Although, when this cause was attempted to be removed to the United States District Court for the Southern District of Florida, the distinguished judge of that Court remanded the cause to the State court, and subsequently declined to enjoin the proceedings in the State court, and remarked in his final decree, above quoted from, that he was "somewhat at a loss to know" why the partnership estate could not have been settled in the suit by the administrator of the deceased partner in the State court, yet, when the complainant in the State court suit moved the Federal court to stay its proceedings, setting up the pendency and priority of the suit in the State court involving the same parties and the same subject matter, the Federal court, in an order without opinion and for some reason not disclosed, overruled the motion.
The complainant's motion for a stay of proceeding in the Federal court having been overruled, and, the proceeding in the State court having been delayed by the dilatory tactics of counsel for defendants, the proceeding in the Federal court ripened into final decree before the termination of the suit in the State court.
This status of affairs brought into operation the following *Page 828 propositions, which are well stated in Secs. 791 and 939a of 2nd Ed. of Black of Judgments:
"The fact that a judgment was obtained after the commencement of the suit in which it is pleaded does not prevent its being a bar. It is the first judgment for the same cause of action that constitutes an affective defense, without regard to the order or time in which the suits were commenced. Hence it even follows that a prior judgment upon the same cause of action sustains the plea of a former recovery although the judgment is in an action commenced subsequent to the one in which it is pleaded."
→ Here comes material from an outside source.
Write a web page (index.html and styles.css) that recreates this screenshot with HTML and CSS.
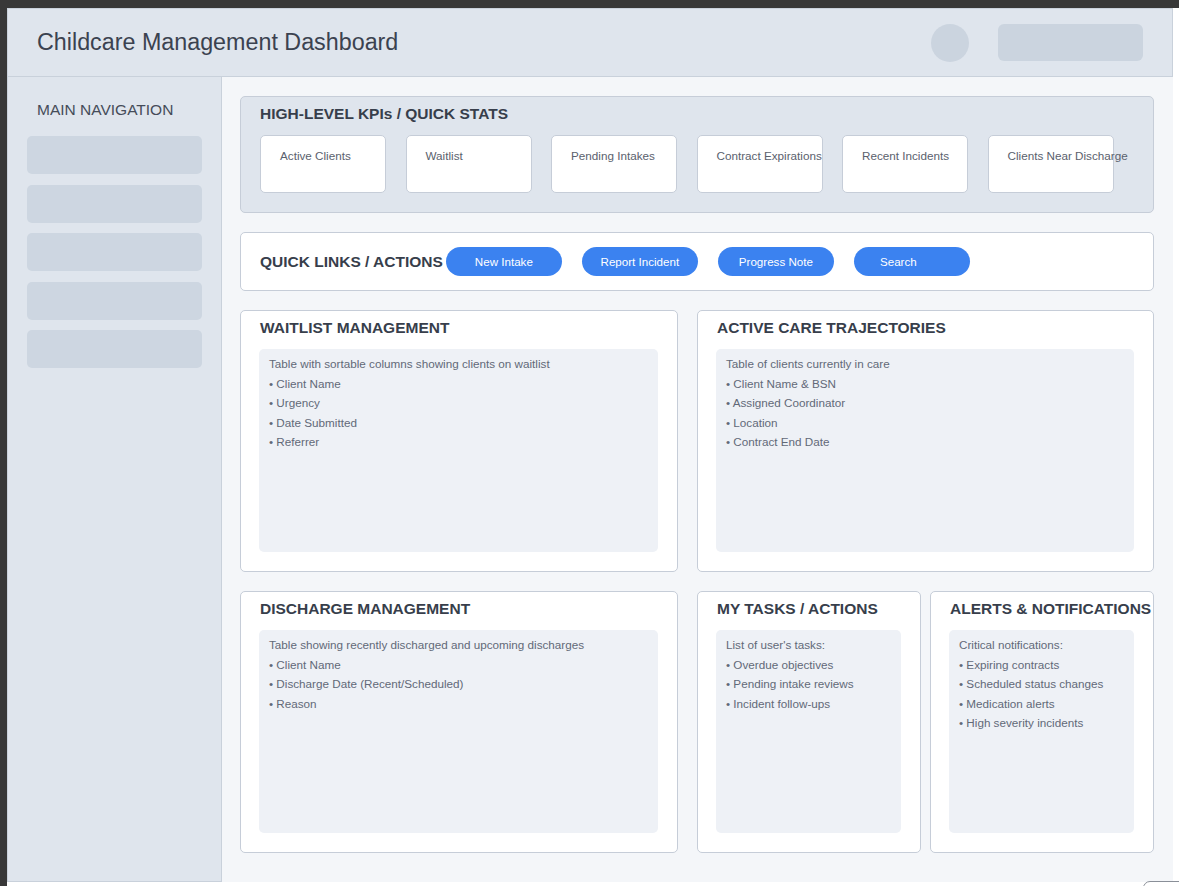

"And where suits upon the same cause of action are pending simultaneously in a State court and in a Federal court, a final judgment entered in either court will be binding and conclusive in the other, without any regard to the question which suit was first commenced."
See also 7 R. C. L., 1069-70; 15 R. C. L. 889-990.
This doctrine is particularly appropriate here, inasmuch as the complainant in the instant suit, after his motion to stay proceedings in the Federal court had been overruled, participated in the proceedings in that court and accepted there fruits of the final decree therein rendered, without appeal.
It will have been observed, however, that the attorneys' fees and court costs in the instant suit were not adjudicated in the suit in the Federal court. The decree in that court charged against the complainant certain fees incurred in three different cases between the parties which preceded the instant case, but had nothing to say whatever about the attorneys' fees and costs in this case, which was then pending and undisposed of in the State court. Whether in these circumstances a judgment in the Federal court, upon the principles of resjudicata, could operate as a bar to the recovery by the complainant of attorneys' fees, which *Page 829 were expressly prayed to be allowed in the bill filed by him in the State court, is a question upon which no decisions in point have been cited by either side, nor have we been able to find any.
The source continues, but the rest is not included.